Paesi a confronto. Come si vede, non c’è correlazione fra diseguaglianze nell’indice di Gini e tassi di crescita: un’economia può essere più o meno diseguale indipendentemente dal fatto che sia dinamica o no. L’America vive una forte polarizzazione dei redditi eppure cresce, mentre la Germania è molto più egualitaria mentre cresce a ritmi simili. Gran Bretagna e Italia sono allo stesso livello diseguali ma hanno tassi di sviluppo, ahinoi, molto diversi.
Se la crescita non è una causa o una conseguenza immediata delle disparità dei redditi, deve dunque far riflettere il modo in cui queste si presentano all’interno del nostro Paese. L’indice di Gini all’interno dell’Italia presenta variazioni impressionanti. Alcune regioni italiane sono egualitarie quasi come la Germania, altre lo sono meno degli Stati Uniti. Secondo l’Istat nel 2013 le regioni più diseguali erano – nell’ordine – Sicilia, Lazio, Campania, Sardegna e Lazio. Le regioni o provincie con l’indice di Gini più basso sono invece nell’ordine Friuli Venezia-Giulia, Valle d’Aosta, le provincie di Bolzano e Trento, la Toscana, le Marche e l’Emilia-Romagna. La Lombardia, la regione meno egualitaria del centro-nord, ha un indice di Gini pari a quello delle regioni più egualitarie del Sud: Puglia e Basilicata. In altri termini il Centro-Nord sembra essere socialmente molto meno squilibrato del Mezzogiorno.

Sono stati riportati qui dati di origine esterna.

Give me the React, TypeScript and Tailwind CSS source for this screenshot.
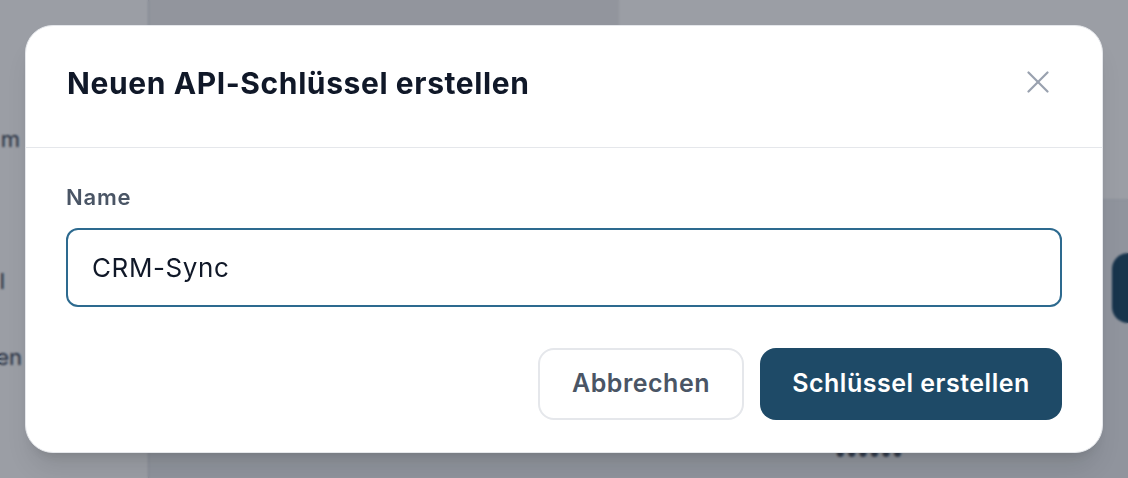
import React from "react";

const CloseIcon = () => (
  <svg
    xmlns="http://www.w3.org/2000/svg"
    width="22"
    height="22"
    viewBox="0 0 22 22"
    fill="none"
    stroke="currentColor"
    strokeWidth="2.2"
    strokeLinecap="round"
  >
    <path d="M1.5 1.5 20.5 20.5" />
    <path d="M20.5 1.5 1.5 20.5" />
  </svg>
);

const App = () => {
  return (
    <div className="relative w-full h-[478px] overflow-hidden font-['Inter','Liberation_Sans',sans-serif] [font-optical-sizing:none] [font-variation-settings:'opsz'_14]">
      {/* page behind the dialog */}
      <div className="flex h-full">
        <aside className="w-[149px] shrink-0 bg-white border-r border-gray-300 flex flex-col pt-[124px] text-[22px] text-gray-700">
          <div className="w-[200px] -ml-[180px] text-right leading-[30px]">Team</div>
          <div className="w-[200px] -ml-[195px] text-right leading-[30px] mt-[112px]">Modell</div>
          <div className="w-[200px] -ml-[178px] text-right leading-[30px] mt-[46px]">Einstellungen</div>
        </aside>
        <main className="flex-1 flex flex-col bg-[#eceef1]">
          <div className="flex h-[200px]">
            <div className="w-[470px] bg-[#f0f0f1]" />
            <div className="flex-1 bg-white border-b border-gray-200" />
          </div>
          <div className="flex justify-end pt-[53px]">
            <div className="w-[40px] h-[70px] -mr-[24px] rounded-[16px] bg-[#1e4a67]" />
          </div>
          <div className="flex pt-[117px] pl-[686px] text-[22px] leading-[24px] font-bold text-gray-600 tracking-[1px]">
            ••••••
          </div>
        </main>
      </div>

      {/* overlay + dialog */}
      <div className="absolute inset-0 bg-gray-900/[0.42] backdrop-blur-[1px] flex items-center justify-center">
        <div className="w-[1078px] h-[428px] bg-white rounded-[28px] border border-gray-200 shadow-xl flex flex-col">
          <div className="h-[122px] shrink-0 flex items-center justify-between pl-[41px] pr-[44px] pb-[6px] border-b border-gray-200">
            <h2 className="text-[30px] font-bold text-gray-900 tracking-[0.6px]">
              Neuen API-Schlüssel erstellen
            </h2>
            <button className="w-[40px] h-[40px] mb-[4px] flex items-center justify-center text-gray-400">
              <CloseIcon />
            </button>
          </div>
          <div className="flex flex-col px-[40px] pt-[35px]">
            <label className="text-[22px] leading-[28px] font-semibold text-gray-600 tracking-[0.8px]">
              Name
            </label>
            <input
              readOnly
              value="CRM-Sync"
              className="mt-[17px] h-[79px] w-full rounded-[12px] border-2 border-[#2d6a8f] pl-[24px] text-[26px] tracking-[0.6px] text-gray-900 outline-none"
            />
            <div className="flex justify-end gap-[16px] mt-[41px]">
              <button className="w-[206px] h-[72px] rounded-[16px] border-2 border-gray-200 bg-white text-[25px] tracking-[0.5px] font-semibold text-gray-600">
                Abbrechen
              </button>
              <button className="w-[302px] h-[72px] rounded-[16px] bg-[#1e4a67] text-[25px] tracking-[0.5px] font-semibold text-white">
                Schlüssel erstellen
              </button>
            </div>
          </div>
        </div>
      </div>
    </div>
  );
};

export default App;
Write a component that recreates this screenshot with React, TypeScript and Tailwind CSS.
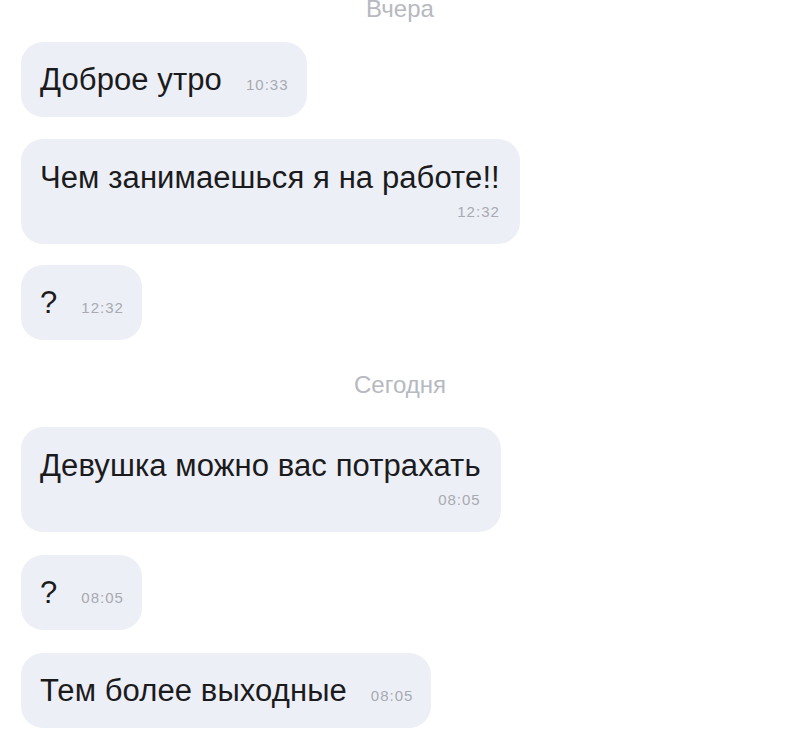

Dipende dal tasso di crescita? Forse non solo. Se si vogliono spiegare questi squilibri, può anche venire in aiuto la teoria di un altro genio: Robert Putnam, lo studioso americano che all’inizio degli anni 90 pubblicò un’opera sull’Italia. Si intitolava Making Democracy Work e dimostrava che le regioni italiane con le maggiori tradizioni di civismo nei secoli sono quelle nelle quali oggi le istituzioni democratiche funzionano meglio. Putnam ha studiato gli ordini professionali medioevali o le cooperative ottocentesche nel centro-nord. Al loro opposto stanno le rigide tradizioni feudali del Sud. La sua conclusione: «Si sarebbe potuto prevedere il successo o il fallimento dei governi regionali in Italia negli anni 80 sulla base del grado di coinvolgimento civico delle popolazioni nei secoli precedenti».
Forse, con rispetto per l’innominabile, si sarebbe potuto prevedere anche l’indice di Gini.